> _Provided data_

• • • •

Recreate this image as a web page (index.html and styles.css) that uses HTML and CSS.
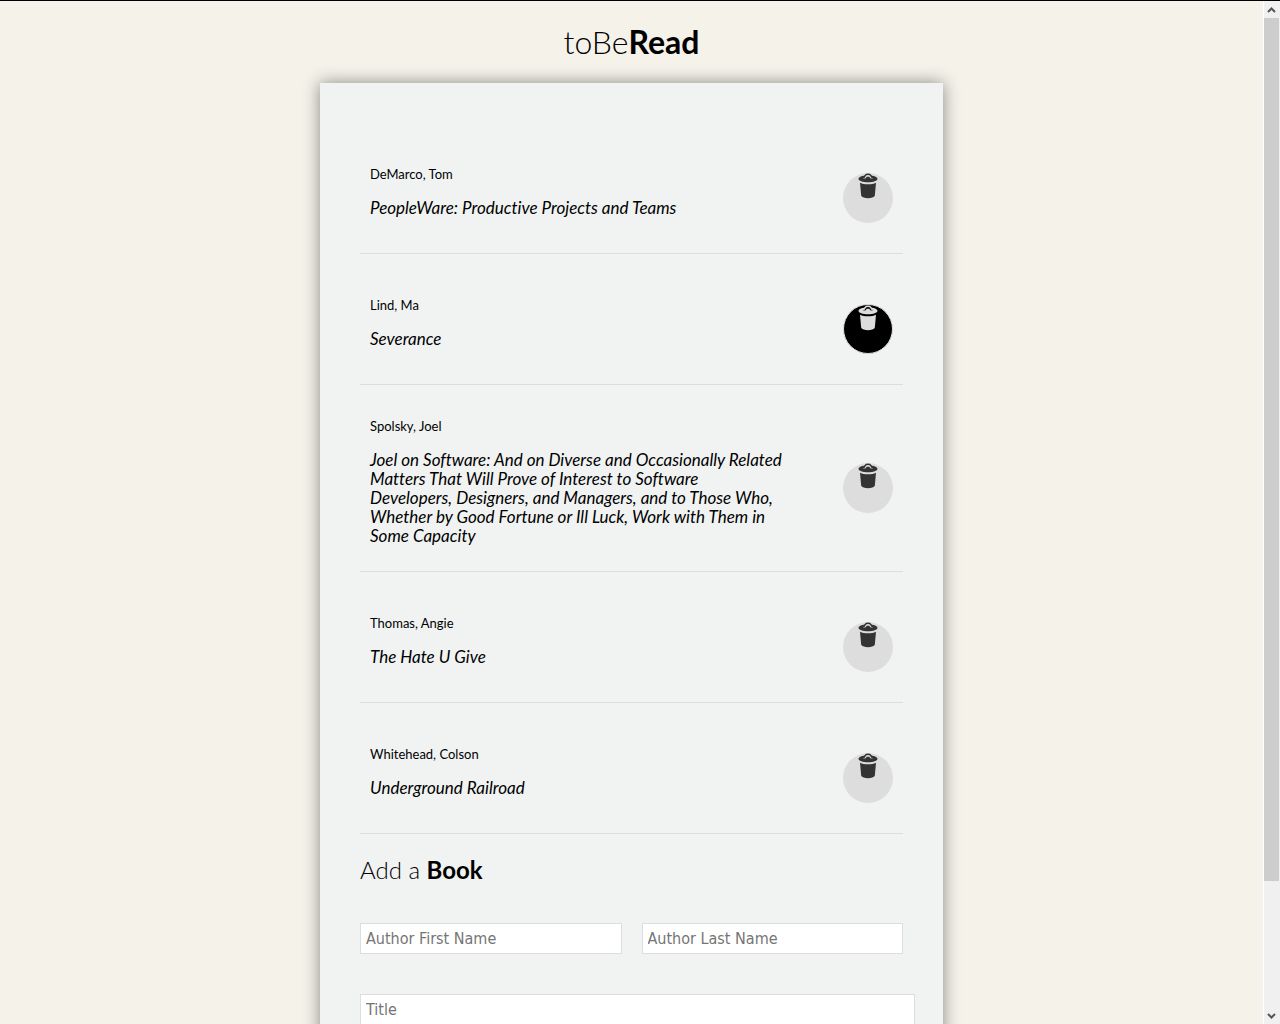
FILE: index.html
```html
<!DOCTYPE html>
<html lang="en">
<head>
<meta charset="utf-8">
<title>toBeRead</title>
<link rel="stylesheet" href="styles.css">
</head>
<body>
<svg class="defs" aria-hidden="true">
  <symbol id="bin" viewBox="0 0 20 26">
    <path fill="none" stroke="currentColor" stroke-width="1.500" d="M5.500 5 7.500 2.200Q8 1.200 10 1.200T12.500 2.200L14.500 5"/>
    <path fill="currentColor" d="M7 2.400C3.500 2.900.5 4.200.5 5.800.5 7.900 4.800 9.300 10 9.300S19.500 7.900 19.500 5.800C19.500 4.200 16.500 2.900 13 2.400L14.800 5.600 12.700 5.600 11.200 3.800 8.800 3.800 7.300 5.600 5.200 5.600Z"/>
    <path fill="currentColor" d="M2 9.700C6 11.900 14 11.900 18 9.700L16.800 22.800C15.500 26 4.500 26 3.200 22.800Z"/>
  </symbol>
</svg>
<div class="window">
  <div class="page">
    <header class="header">
      <h1 class="logo">toBe<b>Read</b></h1>
    </header>
    <main class="panel">
      <ul class="books">
        <li class="book">
          <div class="details"><p class="author">DeMarco, Tom</p><p class="title">PeopleWare: Productive Projects and Teams</p></div>
          <button class="remove" type="button" aria-label="Remove book"><svg class="bin"><use href="#bin"/></svg></button>
        </li>
        <li class="book">
          <div class="details"><p class="author">Lind, Ma</p><p class="title">Severance</p></div>
          <button class="remove active" type="button" aria-label="Remove book"><svg class="bin"><use href="#bin"/></svg></button>
        </li>
        <li class="book">
          <div class="details"><p class="author">Spolsky, Joel</p><p class="title">Joel on Software: And on Diverse and Occasionally Related Matters That Will Prove of Interest to Software Developers, Designers, and Managers, and to Those Who, Whether by Good Fortune or Ill Luck, Work with Them in Some Capacity</p></div>
          <button class="remove" type="button" aria-label="Remove book"><svg class="bin"><use href="#bin"/></svg></button>
        </li>
        <li class="book">
          <div class="details"><p class="author">Thomas, Angie</p><p class="title">The Hate U Give</p></div>
          <button class="remove" type="button" aria-label="Remove book"><svg class="bin"><use href="#bin"/></svg></button>
        </li>
        <li class="book">
          <div class="details"><p class="author">Whitehead, Colson</p><p class="title">Underground Railroad</p></div>
          <button class="remove" type="button" aria-label="Remove book"><svg class="bin"><use href="#bin"/></svg></button>
        </li>
      </ul>
      <h2 class="subhead">Add a <b>Book</b></h2>
      <form class="form">
        <div class="names">
          <input class="field" type="text" placeholder="Author First Name" aria-label="Author First Name">
          <input class="field" type="text" placeholder="Author Last Name" aria-label="Author Last Name">
        </div>
        <input class="field wide" type="text" placeholder="Title" aria-label="Title">
      </form>
    </main>
  </div>
  <div class="scrollbar" aria-hidden="true">
    <svg class="arrow" viewBox="0 0 15 17"><path d="M4 11 7.500 7.500 11 11"/></svg>
    <div class="track"><div class="thumb"></div></div>
    <svg class="arrow" viewBox="0 0 15 17"><path d="M4 7 7.500 10.500 11 7"/></svg>
  </div>
</div>
</body>
</html>
```

FILE: styles.css
```css
* { box-sizing: border-box; }

body {
  margin: 0;
  background: #f5f2ea;
  color: #000;
  font-family: Lato, sans-serif;
  font-size: 16px;
}

h1, h2, p, ul { margin: 0; padding: 0; font-weight: 300; }

.defs { display: none; }

.window {
  display: flex;
  height: 100vh;
  overflow: hidden;
  border-top: 1px solid #000;
}

.page { flex: 1; overflow: hidden; }

.header { padding: 22px 0; text-align: center; }

.logo { font-size: 32px; line-height: 38px; }

.logo b, .subhead b { font-weight: 700; }

.panel {
  margin: 0 25vw;
  padding: 40px;
  background: #f0f3f2;
  box-shadow: 0 0 16px #888880;
}

.books { list-style: none; }

.book {
  display: flex;
  align-items: center;
  padding: 33px 10px 26px;
  border-bottom: 1px solid #ddd;
}

.details { flex: 1; }

.author {
  margin-bottom: 16px;
  font-size: 13px;
  line-height: 16px;
  font-weight: 400;
}

.title {
  font-size: 17px;
  line-height: 19px;
  font-style: italic;
  font-weight: 400;
  font-variant-ligatures: none;
}

.remove {
  display: flex;
  justify-content: center;
  width: 50px;
  height: 50px;
  margin: 17px 0 4px 60px;
  padding: 0;
  border: 0;
  border-radius: 50%;
  background: #ddd;
  color: #333;
}

.remove.active {
  border: 1px solid #ddd;
  background: #000;
  color: #ddd;
}

.bin { width: 20px; height: 26px; }

.subhead {
  margin: 21px 0 39px;
  font-size: 24px;
  line-height: 29px;
}

.form { display: grid; gap: 40px; }

.names {
  display: grid;
  grid-template-columns: 1fr 1fr;
  gap: 20px;
}

.field {
  width: 100%;
  height: 31px;
  padding: 0 5px;
  border: 1px solid #ddd;
  background: #fff;
  font-family: "DejaVu Sans Condensed", "DejaVu Sans", sans-serif;
  font-size: 16px;
}

.field::placeholder { color: #757575; }

.wide { width: calc(100% + 12px); }

.scrollbar {
  display: flex;
  flex-direction: column;
  width: 17px;
  padding-right: 1px;
  border-left: 1px solid #fff;
  background: #f0f0f0;
}

.arrow {
  height: 17px;
  fill: none;
  stroke: #555;
  stroke-width: 2;
}

.track { flex: 1; }

.thumb { height: 87.3%; background: #cdcdcd; }
```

• • • •

> _Exercise_
Omit the pictures, then quote the rest of the material above exactly.

> _Result below_
Recreate this image as a web page (index.html and styles.css) that uses HTML and CSS.
FILE: index.html
```html
<!DOCTYPE html>
<html lang="en">
<head>
<meta charset="utf-8">
<title>toBeRead</title>
<link rel="stylesheet" href="styles.css">
</head>
<body>
<svg class="defs" aria-hidden="true">
  <symbol id="bin" viewBox="0 0 20 26">
    <path fill="none" stroke="currentColor" stroke-width="1.500" d="M5.500 5 7.500 2.200Q8 1.200 10 1.200T12.500 2.200L14.500 5"/>
    <path fill="currentColor" d="M7 2.400C3.500 2.900.5 4.200.5 5.800.5 7.900 4.800 9.300 10 9.300S19.500 7.900 19.500 5.800C19.500 4.200 16.500 2.900 13 2.400L14.800 5.600 12.700 5.600 11.200 3.800 8.800 3.800 7.300 5.600 5.200 5.600Z"/>
    <path fill="currentColor" d="M2 9.700C6 11.900 14 11.900 18 9.700L16.800 22.800C15.500 26 4.500 26 3.200 22.800Z"/>
  </symbol>
</svg>
<div class="window">
  <div class="page">
    <header class="header">
      <h1 class="logo">toBe<b>Read</b></h1>
    </header>
    <main class="panel">
      <ul class="books">
        <li class="book">
          <div class="details"><p class="author">DeMarco, Tom</p><p class="title">PeopleWare: Productive Projects and Teams</p></div>
          <button class="remove" type="button" aria-label="Remove book"><svg class="bin"><use href="#bin"/></svg></button>
        </li>
        <li class="book">
          <div class="details"><p class="author">Lind, Ma</p><p class="title">Severance</p></div>
          <button class="remove active" type="button" aria-label="Remove book"><svg class="bin"><use href="#bin"/></svg></button>
        </li>
        <li class="book">
          <div class="details"><p class="author">Spolsky, Joel</p><p class="title">Joel on Software: And on Diverse and Occasionally Related Matters That Will Prove of Interest to Software Developers, Designers, and Managers, and to Those Who, Whether by Good Fortune or Ill Luck, Work with Them in Some Capacity</p></div>
          <button class="remove" type="button" aria-label="Remove book"><svg class="bin"><use href="#bin"/></svg></button>
        </li>
        <li class="book">
          <div class="details"><p class="author">Thomas, Angie</p><p class="title">The Hate U Give</p></div>
          <button class="remove" type="button" aria-label="Remove book"><svg class="bin"><use href="#bin"/></svg></button>
        </li>
        <li class="book">
          <div class="details"><p class="author">Whitehead, Colson</p><p class="title">Underground Railroad</p></div>
          <button class="remove" type="button" aria-label="Remove book"><svg class="bin"><use href="#bin"/></svg></button>
        </li>
      </ul>
      <h2 class="subhead">Add a <b>Book</b></h2>
      <form class="form">
        <div class="names">
          <input class="field" type="text" placeholder="Author First Name" aria-label="Author First Name">
          <input class="field" type="text" placeholder="Author Last Name" aria-label="Author Last Name">
        </div>
        <input class="field wide" type="text" placeholder="Title" aria-label="Title">
      </form>
    </main>
  </div>
  <div class="scrollbar" aria-hidden="true">
    <svg class="arrow" viewBox="0 0 15 17"><path d="M4 11 7.500 7.500 11 11"/></svg>
    <div class="track"><div class="thumb"></div></div>
    <svg class="arrow" viewBox="0 0 15 17"><path d="M4 7 7.500 10.500 11 7"/></svg>
  </div>
</div>
</body>
</html>
```

FILE: styles.css
```css
* { box-sizing: border-box; }

body {
  margin: 0;
  background: #f5f2ea;
  color: #000;
  font-family: Lato, sans-serif;
  font-size: 16px;
}

h1, h2, p, ul { margin: 0; padding: 0; font-weight: 300; }

.defs { display: none; }

.window {
  display: flex;
  height: 100vh;
  overflow: hidden;
  border-top: 1px solid #000;
}

.page { flex: 1; overflow: hidden; }

.header { padding: 22px 0; text-align: center; }

.logo { font-size: 32px; line-height: 38px; }

.logo b, .subhead b { font-weight: 700; }

.panel {
  margin: 0 25vw;
  padding: 40px;
  background: #f0f3f2;
  box-shadow: 0 0 16px #888880;
}

.books { list-style: none; }

.book {
  display: flex;
  align-items: center;
  padding: 33px 10px 26px;
  border-bottom: 1px solid #ddd;
}

.details { flex: 1; }

.author {
  margin-bottom: 16px;
  font-size: 13px;
  line-height: 16px;
  font-weight: 400;
}

.title {
  font-size: 17px;
  line-height: 19px;
  font-style: italic;
  font-weight: 400;
  font-variant-ligatures: none;
}

.remove {
  display: flex;
  justify-content: center;
  width: 50px;
  height: 50px;
  margin: 17px 0 4px 60px;
  padding: 0;
  border: 0;
  border-radius: 50%;
  background: #ddd;
  color: #333;
}

.remove.active {
  border: 1px solid #ddd;
  background: #000;
  color: #ddd;
}

.bin { width: 20px; height: 26px; }

.subhead {
  margin: 21px 0 39px;
  font-size: 24px;
  line-height: 29px;
}

.form { display: grid; gap: 40px; }

.names {
  display: grid;
  grid-template-columns: 1fr 1fr;
  gap: 20px;
}

.field {
  width: 100%;
  height: 31px;
  padding: 0 5px;
  border: 1px solid #ddd;
  background: #fff;
  font-family: "DejaVu Sans Condensed", "DejaVu Sans", sans-serif;
  font-size: 16px;
}

.field::placeholder { color: #757575; }

.wide { width: calc(100% + 12px); }

.scrollbar {
  display: flex;
  flex-direction: column;
  width: 17px;
  padding-right: 1px;
  border-left: 1px solid #fff;
  background: #f0f0f0;
}

.arrow {
  height: 17px;
  fill: none;
  stroke: #555;
  stroke-width: 2;
}

.track { flex: 1; }

.thumb { height: 87.3%; background: #cdcdcd; }
```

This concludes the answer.